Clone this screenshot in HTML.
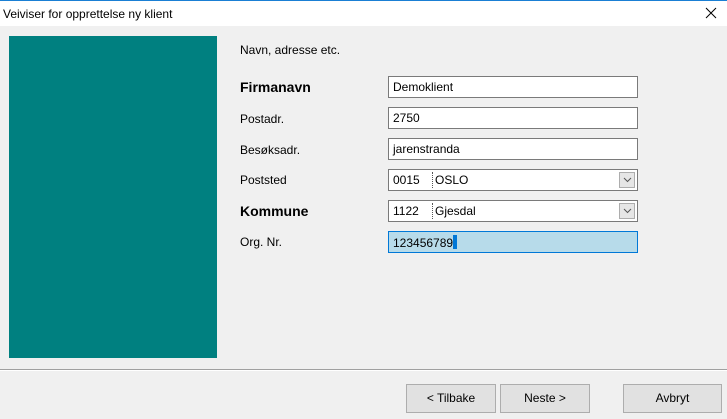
<!DOCTYPE html>
<html><head><style>
body{margin:0;width:727px;height:419px;background:#f0f0f0;font-family:"Liberation Sans",sans-serif;font-size:12px;color:#000;position:relative;overflow:hidden}
.a{position:absolute}
.title{left:0;top:0;width:727px;height:26px;background:#fff;border-top:1px solid #1a7fd4;box-sizing:border-box}
.lbl{left:240px}
.inp{left:388px;width:250px;height:22px;box-sizing:border-box;border:1px solid #7a7a7a;background:#fff;padding:3px 4px;font-size:12px}
.btn{height:29px;box-sizing:border-box;border:1px solid #adadad;background:#e1e1e1;text-align:center;line-height:27px;font-size:12px}
.dd{position:absolute;right:2px;top:2px;width:16px;height:16px;box-sizing:border-box;border:1px solid #adadad;background:#e6e6e6}
.dd svg{position:absolute;left:3px;top:4px}
.sep{position:absolute;left:43px;top:2px;height:16px;border-left:1px dotted #555}
</style></head><body>
<div class="a title"><span class="a" style="left:3px;top:6px">Veiviser for opprettelse ny klient</span>
<svg class="a" style="left:705px;top:6px" width="12" height="12"><path d="M1 1L11 11M11 1L1 11" stroke="#000" stroke-width="1"/></svg></div>
<div class="a" style="left:9px;top:36px;width:208px;height:322px;background:#008080"></div>
<div class="a lbl" style="top:43px">Navn, adresse etc.</div>
<div class="a lbl" style="top:79px;font-size:14px;font-weight:bold">Firmanavn</div>
<div class="a inp" style="top:76px">Demoklient</div>
<div class="a lbl" style="top:112px">Postadr.</div>
<div class="a inp" style="top:107px">2750</div>
<div class="a lbl" style="top:143px">Besøksadr.</div>
<div class="a inp" style="top:138px">jarenstranda</div>
<div class="a lbl" style="top:173px">Poststed</div>
<div class="a inp" style="top:169px">0015<span class="sep"></span><span class="a" style="left:46px;top:3px">OSLO</span><span class="dd"><svg width="9" height="6"><path d="M1 1L4.5 4.5L8 1" stroke="#555" fill="none"/></svg></span></div>
<div class="a lbl" style="top:203px;font-size:14px;font-weight:bold">Kommune</div>
<div class="a inp" style="top:200px">1122<span class="sep"></span><span class="a" style="left:46px;top:3px">Gjesdal</span><span class="dd"><svg width="9" height="6"><path d="M1 1L4.5 4.5L8 1" stroke="#555" fill="none"/></svg></span></div>
<div class="a lbl" style="top:235px">Org. Nr.</div>
<div class="a inp" style="top:231px;background:#b7dbea;border-color:#0078d7">123456789<span style="display:inline-block;width:4px;height:14px;background:#0078d7;vertical-align:-2px"></span></div>
<div class="a" style="left:0;top:369px;width:727px;border-top:1px solid #a0a0a0;border-bottom:1px solid #fff"></div>
<div class="a btn" style="left:406px;top:384px;width:90px">&lt; Tilbake</div>
<div class="a btn" style="left:500px;top:384px;width:90px">Neste &gt;</div>
<div class="a btn" style="left:623px;top:384px;width:99px">Avbryt</div>
</body></html>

━━━━

THE PROBLEM
Print the listing above in full, exactly as written. Omit any pictures.

RIGHT ANSWER
Clone this screenshot in HTML.
<!DOCTYPE html>
<html><head><style>
body{margin:0;width:727px;height:419px;background:#f0f0f0;font-family:"Liberation Sans",sans-serif;font-size:12px;color:#000;position:relative;overflow:hidden}
.a{position:absolute}
.title{left:0;top:0;width:727px;height:26px;background:#fff;border-top:1px solid #1a7fd4;box-sizing:border-box}
.lbl{left:240px}
.inp{left:388px;width:250px;height:22px;box-sizing:border-box;border:1px solid #7a7a7a;background:#fff;padding:3px 4px;font-size:12px}
.btn{height:29px;box-sizing:border-box;border:1px solid #adadad;background:#e1e1e1;text-align:center;line-height:27px;font-size:12px}
.dd{position:absolute;right:2px;top:2px;width:16px;height:16px;box-sizing:border-box;border:1px solid #adadad;background:#e6e6e6}
.dd svg{position:absolute;left:3px;top:4px}
.sep{position:absolute;left:43px;top:2px;height:16px;border-left:1px dotted #555}
</style></head><body>
<div class="a title"><span class="a" style="left:3px;top:6px">Veiviser for opprettelse ny klient</span>
<svg class="a" style="left:705px;top:6px" width="12" height="12"><path d="M1 1L11 11M11 1L1 11" stroke="#000" stroke-width="1"/></svg></div>
<div class="a" style="left:9px;top:36px;width:208px;height:322px;background:#008080"></div>
<div class="a lbl" style="top:43px">Navn, adresse etc.</div>
<div class="a lbl" style="top:79px;font-size:14px;font-weight:bold">Firmanavn</div>
<div class="a inp" style="top:76px">Demoklient</div>
<div class="a lbl" style="top:112px">Postadr.</div>
<div class="a inp" style="top:107px">2750</div>
<div class="a lbl" style="top:143px">Besøksadr.</div>
<div class="a inp" style="top:138px">jarenstranda</div>
<div class="a lbl" style="top:173px">Poststed</div>
<div class="a inp" style="top:169px">0015<span class="sep"></span><span class="a" style="left:46px;top:3px">OSLO</span><span class="dd"><svg width="9" height="6"><path d="M1 1L4.5 4.5L8 1" stroke="#555" fill="none"/></svg></span></div>
<div class="a lbl" style="top:203px;font-size:14px;font-weight:bold">Kommune</div>
<div class="a inp" style="top:200px">1122<span class="sep"></span><span class="a" style="left:46px;top:3px">Gjesdal</span><span class="dd"><svg width="9" height="6"><path d="M1 1L4.5 4.5L8 1" stroke="#555" fill="none"/></svg></span></div>
<div class="a lbl" style="top:235px">Org. Nr.</div>
<div class="a inp" style="top:231px;background:#b7dbea;border-color:#0078d7">123456789<span style="display:inline-block;width:4px;height:14px;background:#0078d7;vertical-align:-2px"></span></div>
<div class="a" style="left:0;top:369px;width:727px;border-top:1px solid #a0a0a0;border-bottom:1px solid #fff"></div>
<div class="a btn" style="left:406px;top:384px;width:90px">&lt; Tilbake</div>
<div class="a btn" style="left:500px;top:384px;width:90px">Neste &gt;</div>
<div class="a btn" style="left:623px;top:384px;width:99px">Avbryt</div>
</body></html>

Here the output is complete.